When I got back to Washington, I told Pete Pace the story after a morning briefing. Before long, Dr. Krissoff’s waiver came through. He underwent extensive training in battlefield medicine. Shortly after I left office, he deployed to Iraq, where he served alongside Austin and treated wounded Marines.
“I like to think that Austin and I are completing Nate’s unfinished task here in Iraq,” he wrote. “We honor his memory by our work here.” In 2010, I learned that Dr. Krissoff had returned home from Iraq—and then shipped off to Afghanistan.
Nathan Krissoff is one of the 4,229 American service members who gave their lives in Iraq during my presidency. More than 30,000 suffered wounds of war. I will always carry with me the grief their families feel. I will never forget the pride they took in their work, the inspiration they brought to others, and the difference they made in the world. Every American who served in Iraq helped to make our nation safer, gave twenty-five million people the chance to live in freedom, and changed the direction of the Middle East for generations to come. There are things we got wrong in
Iraq, but that cause is eternally right.
*To prevent fraud, election officials had each voter dip a finger in purple ink.
**John answered the call to serve four times in my administration—as ambassador to the United Nations, ambassador to Iraq, director of national intelligence, and deputy secretary of state.

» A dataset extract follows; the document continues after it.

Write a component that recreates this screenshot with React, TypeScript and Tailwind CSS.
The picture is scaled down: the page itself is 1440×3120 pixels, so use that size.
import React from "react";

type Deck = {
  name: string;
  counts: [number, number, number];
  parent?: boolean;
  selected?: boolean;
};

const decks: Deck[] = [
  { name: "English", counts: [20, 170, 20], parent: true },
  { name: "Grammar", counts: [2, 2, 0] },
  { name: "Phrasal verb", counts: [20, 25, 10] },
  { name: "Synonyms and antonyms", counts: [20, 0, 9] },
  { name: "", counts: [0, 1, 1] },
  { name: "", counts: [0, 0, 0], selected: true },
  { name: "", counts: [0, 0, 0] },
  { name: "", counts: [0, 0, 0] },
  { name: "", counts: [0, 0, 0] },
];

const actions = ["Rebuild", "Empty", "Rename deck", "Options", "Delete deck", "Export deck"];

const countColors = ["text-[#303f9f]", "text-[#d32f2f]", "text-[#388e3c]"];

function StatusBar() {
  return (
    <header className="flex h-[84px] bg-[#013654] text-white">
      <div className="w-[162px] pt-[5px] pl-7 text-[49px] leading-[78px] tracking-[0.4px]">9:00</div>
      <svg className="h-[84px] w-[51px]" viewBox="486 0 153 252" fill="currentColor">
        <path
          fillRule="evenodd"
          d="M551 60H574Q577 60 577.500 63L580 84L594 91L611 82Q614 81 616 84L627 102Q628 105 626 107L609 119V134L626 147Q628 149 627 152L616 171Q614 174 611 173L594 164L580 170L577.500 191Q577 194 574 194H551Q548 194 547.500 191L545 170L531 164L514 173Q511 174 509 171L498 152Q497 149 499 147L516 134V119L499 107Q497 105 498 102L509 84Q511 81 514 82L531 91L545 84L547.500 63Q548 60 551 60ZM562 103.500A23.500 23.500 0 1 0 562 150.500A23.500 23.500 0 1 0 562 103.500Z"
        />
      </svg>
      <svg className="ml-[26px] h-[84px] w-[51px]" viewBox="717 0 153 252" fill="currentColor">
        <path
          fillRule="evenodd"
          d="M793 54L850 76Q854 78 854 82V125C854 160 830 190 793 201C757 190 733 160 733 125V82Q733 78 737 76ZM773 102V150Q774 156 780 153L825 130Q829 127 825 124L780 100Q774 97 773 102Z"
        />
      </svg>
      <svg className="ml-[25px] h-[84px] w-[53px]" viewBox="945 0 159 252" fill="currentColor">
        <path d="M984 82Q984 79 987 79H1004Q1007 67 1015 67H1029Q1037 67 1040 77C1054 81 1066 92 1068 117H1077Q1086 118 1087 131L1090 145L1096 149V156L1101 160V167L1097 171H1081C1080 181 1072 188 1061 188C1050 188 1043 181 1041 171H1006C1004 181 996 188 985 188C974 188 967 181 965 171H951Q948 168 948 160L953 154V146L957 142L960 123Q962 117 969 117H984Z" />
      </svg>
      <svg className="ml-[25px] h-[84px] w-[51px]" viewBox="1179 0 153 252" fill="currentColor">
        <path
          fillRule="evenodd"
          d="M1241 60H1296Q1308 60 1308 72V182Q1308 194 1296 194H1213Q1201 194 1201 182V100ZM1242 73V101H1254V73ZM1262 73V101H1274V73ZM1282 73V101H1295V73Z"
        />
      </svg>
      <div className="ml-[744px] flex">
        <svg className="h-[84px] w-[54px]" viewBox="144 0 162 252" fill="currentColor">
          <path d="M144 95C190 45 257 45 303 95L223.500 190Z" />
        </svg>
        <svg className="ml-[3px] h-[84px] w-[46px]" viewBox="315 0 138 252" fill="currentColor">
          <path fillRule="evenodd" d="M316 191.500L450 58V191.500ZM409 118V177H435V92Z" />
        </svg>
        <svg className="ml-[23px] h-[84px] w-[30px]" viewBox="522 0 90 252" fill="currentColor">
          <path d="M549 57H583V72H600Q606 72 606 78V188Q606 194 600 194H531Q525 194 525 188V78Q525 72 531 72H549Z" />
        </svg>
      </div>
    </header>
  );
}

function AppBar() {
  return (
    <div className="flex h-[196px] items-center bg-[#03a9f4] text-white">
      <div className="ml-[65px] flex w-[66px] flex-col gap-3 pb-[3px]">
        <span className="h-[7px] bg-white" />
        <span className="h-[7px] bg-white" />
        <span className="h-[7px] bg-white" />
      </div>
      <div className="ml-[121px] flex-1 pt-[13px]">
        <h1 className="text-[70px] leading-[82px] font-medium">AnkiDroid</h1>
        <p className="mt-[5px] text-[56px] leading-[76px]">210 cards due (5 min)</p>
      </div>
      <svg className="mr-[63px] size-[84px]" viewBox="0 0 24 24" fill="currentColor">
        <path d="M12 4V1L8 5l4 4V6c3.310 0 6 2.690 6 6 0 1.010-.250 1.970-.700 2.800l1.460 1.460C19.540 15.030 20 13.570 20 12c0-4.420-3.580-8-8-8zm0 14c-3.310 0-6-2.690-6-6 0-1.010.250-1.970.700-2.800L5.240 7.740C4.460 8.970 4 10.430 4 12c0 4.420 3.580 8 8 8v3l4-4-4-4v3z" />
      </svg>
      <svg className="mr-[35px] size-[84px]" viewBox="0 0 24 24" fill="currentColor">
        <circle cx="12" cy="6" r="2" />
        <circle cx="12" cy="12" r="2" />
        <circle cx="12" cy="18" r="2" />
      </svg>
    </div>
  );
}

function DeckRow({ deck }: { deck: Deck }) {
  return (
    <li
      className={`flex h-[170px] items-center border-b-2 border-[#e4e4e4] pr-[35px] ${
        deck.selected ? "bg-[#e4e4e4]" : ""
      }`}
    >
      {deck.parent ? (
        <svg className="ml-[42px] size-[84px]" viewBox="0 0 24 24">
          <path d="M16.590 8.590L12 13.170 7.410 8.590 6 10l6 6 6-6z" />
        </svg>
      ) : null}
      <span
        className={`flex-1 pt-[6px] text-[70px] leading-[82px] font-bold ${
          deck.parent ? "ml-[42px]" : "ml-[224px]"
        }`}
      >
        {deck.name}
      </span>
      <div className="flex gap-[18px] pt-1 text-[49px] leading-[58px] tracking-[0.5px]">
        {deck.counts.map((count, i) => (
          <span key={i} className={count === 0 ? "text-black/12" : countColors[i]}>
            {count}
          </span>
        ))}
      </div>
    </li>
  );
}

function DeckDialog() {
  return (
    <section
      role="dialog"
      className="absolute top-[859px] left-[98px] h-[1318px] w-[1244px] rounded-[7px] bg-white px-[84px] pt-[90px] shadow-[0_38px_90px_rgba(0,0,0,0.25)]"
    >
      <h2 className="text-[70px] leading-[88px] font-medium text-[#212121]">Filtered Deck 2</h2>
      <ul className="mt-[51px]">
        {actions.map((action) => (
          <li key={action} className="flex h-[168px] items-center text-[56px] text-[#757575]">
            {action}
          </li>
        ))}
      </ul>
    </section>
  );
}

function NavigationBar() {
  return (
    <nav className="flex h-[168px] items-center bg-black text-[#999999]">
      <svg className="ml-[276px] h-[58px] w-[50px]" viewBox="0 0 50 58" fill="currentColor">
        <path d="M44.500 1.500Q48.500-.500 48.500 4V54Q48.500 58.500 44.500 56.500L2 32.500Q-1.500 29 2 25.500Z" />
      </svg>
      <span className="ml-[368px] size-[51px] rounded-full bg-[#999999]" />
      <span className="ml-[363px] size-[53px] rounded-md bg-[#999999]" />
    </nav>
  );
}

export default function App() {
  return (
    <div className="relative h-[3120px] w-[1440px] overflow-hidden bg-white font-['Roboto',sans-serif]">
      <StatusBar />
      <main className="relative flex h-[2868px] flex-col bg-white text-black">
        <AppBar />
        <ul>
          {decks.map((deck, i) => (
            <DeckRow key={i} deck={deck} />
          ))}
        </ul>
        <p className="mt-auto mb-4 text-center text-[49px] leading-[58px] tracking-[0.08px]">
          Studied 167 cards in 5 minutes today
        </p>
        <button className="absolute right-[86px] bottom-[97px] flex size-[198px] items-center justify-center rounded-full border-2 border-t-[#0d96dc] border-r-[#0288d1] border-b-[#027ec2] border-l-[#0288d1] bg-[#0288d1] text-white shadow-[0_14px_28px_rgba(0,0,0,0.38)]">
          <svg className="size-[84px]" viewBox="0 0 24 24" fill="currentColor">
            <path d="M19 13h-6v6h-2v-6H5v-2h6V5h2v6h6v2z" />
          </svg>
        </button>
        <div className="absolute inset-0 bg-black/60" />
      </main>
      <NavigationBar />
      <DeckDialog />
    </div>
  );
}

***It included J. D. Crouch, Steve’s deputy and a former ambassador to Romania; Meghan O’Sullivan; Bill Luti, a retired Navy captain; Brett McGurk, a former law clerk to Chief Justice William Rehnquist; Peter Feaver, a Duke political science professor who had taken leave to join the administration; and two-star general Kevin Bergner.
****Led by Condi, Ryan Crocker, Brett McGurk, and State Department adviser David Satterfield.
ust before noon on January 20, 2005, I stepped onto the Inaugural platform. From the west front of the Capitol, I looked out on the crowd of four hundred thousand that stretched back across the National Mall. Behind them I could see the Washington Monument, the Lincoln Memorial, and Arlington National Cemetery on the other side of the Potomac.
The 2005 Inauguration marked the third time I had admired that view. In 1989, I was a proud son watching his dad get sworn in. In 2001, I took the presidential oath under freezing rain and the clouds of a disputed election. I had to concentrate on each step down the Capitol stairs, which were a lot narrower than I’d expected. It took time for my senses to adjust to the flurry of sounds and sights. I stared out at the huge huddled mass of black and gray overcoats. I wondered if the sleet would make it hard to see the TelePrompTer when I gave my Inaugural Address.
Four years later, the sky was sunny and clear. The colors seemed more vibrant. And the election results had been decisive. As I walked down the blue-carpeted steps toward the stage, I was able to pick out individual faces in the crowd. I saw Joe and Jan O’Neill, along with a large contingent from Midland. I smiled at the dear friends who had introduced me to the wonderful woman at my side. One thing was for sure: As we enjoyed our burgers that night in 1977, none of us expected this.